In general, coverages written by a captive insurance company can be written with a company’s specific risks in mind. With a captive, the claims process proves less adversarial, as the captive is often owned by the operating company’s business owner. Loss of income and extra expenses are covered by broader, more inclusive policy language.
Qualified captive managers can help with the claims process, adhering to forensic accounting guidelines, as found also in the conventional market. Expenses, taxes, and revenues from the previous year are calculated against the drop in net income from the current year.
The benefits of forming a captive insurance company to mitigate business interruption risks are clear. Coverage-specific policies are a hallmark of captive insurance. Coverages that are not readily available or too expensive in the commercial market can be tailor-made inside the captive.

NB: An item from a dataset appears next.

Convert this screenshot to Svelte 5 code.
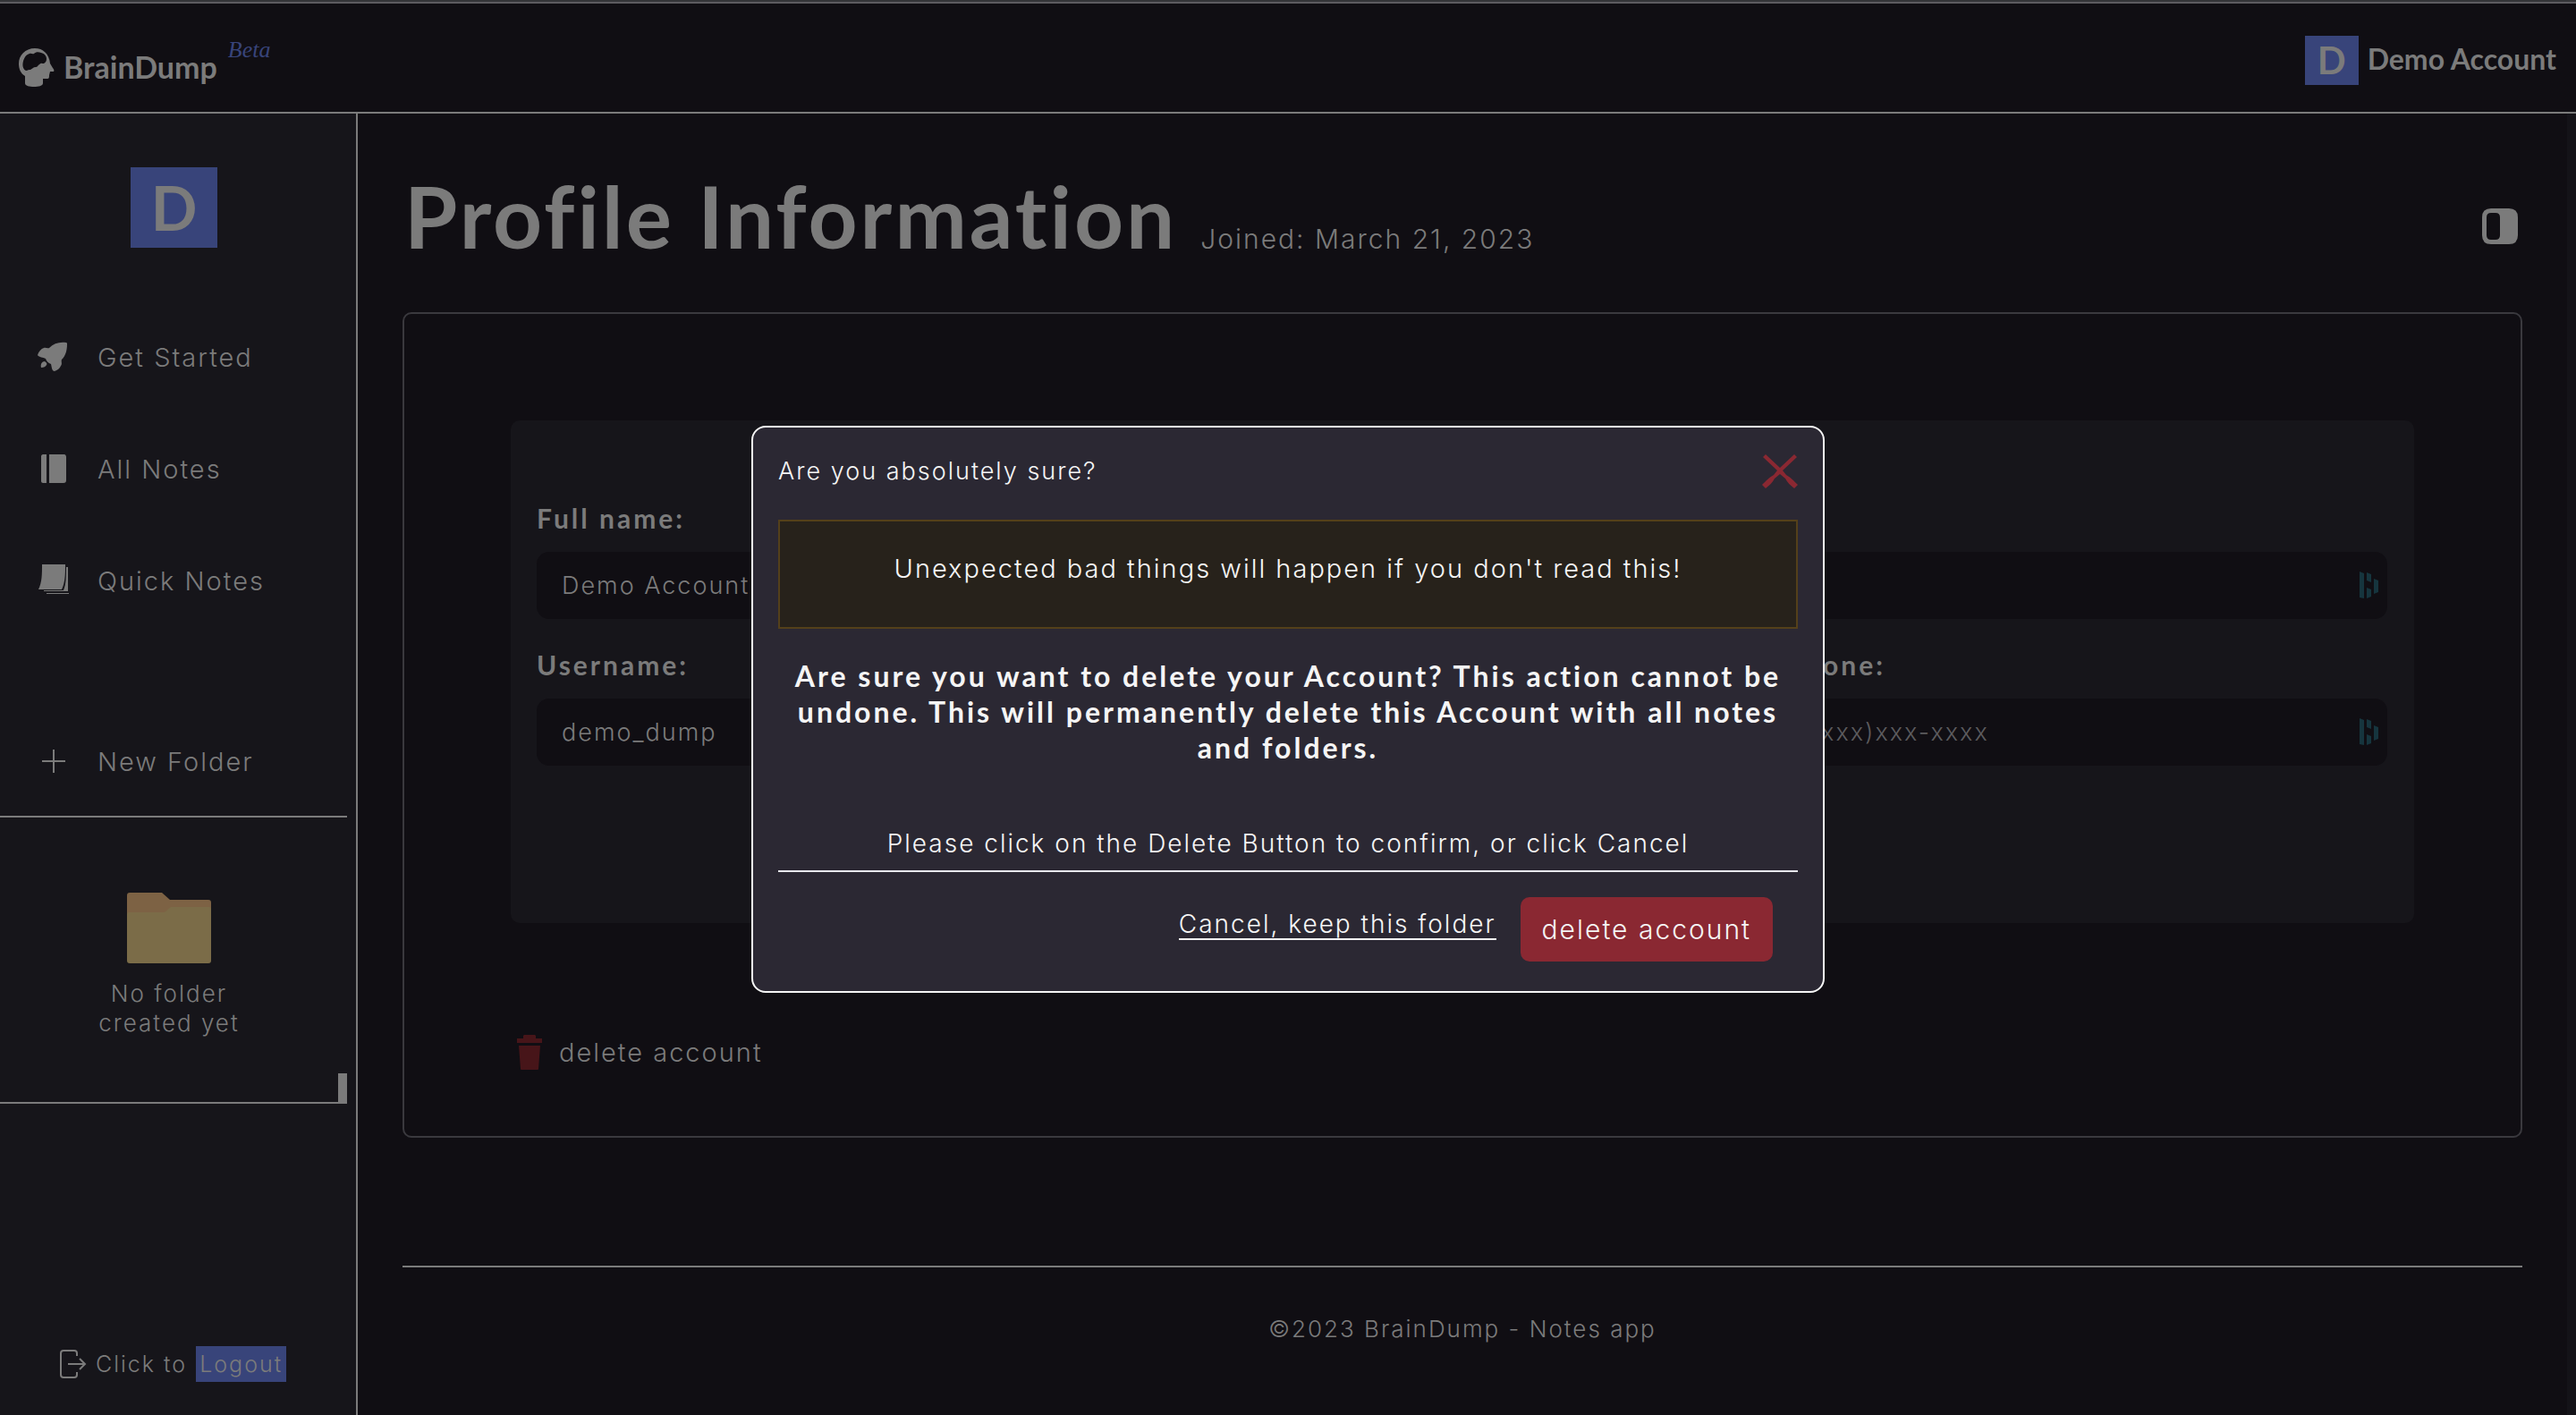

It is important for business owners to have a qualified, interdisciplinary team at the helm to determine what risks should be considered when writing coverages. Many captive managers only handle the clerical duties associated with the formation of a captive insurance company. They may be licensed CPAs, but they often do not have the expertise to manage the tax, insurance, regulatory, and legal aspects of captive management. Some claim to have turnkey services in-house, but they might offer these services a la carte. Some exclude these important services altogether and are only noted in the fine print.
Business interruption coverage is not an issue that should be taken lightly. The right captive planning in writing these coverages means the difference between business survival and death in cases of major business interruption disasters. It could be your safeguard against anything that threatens your operations, rain or shine.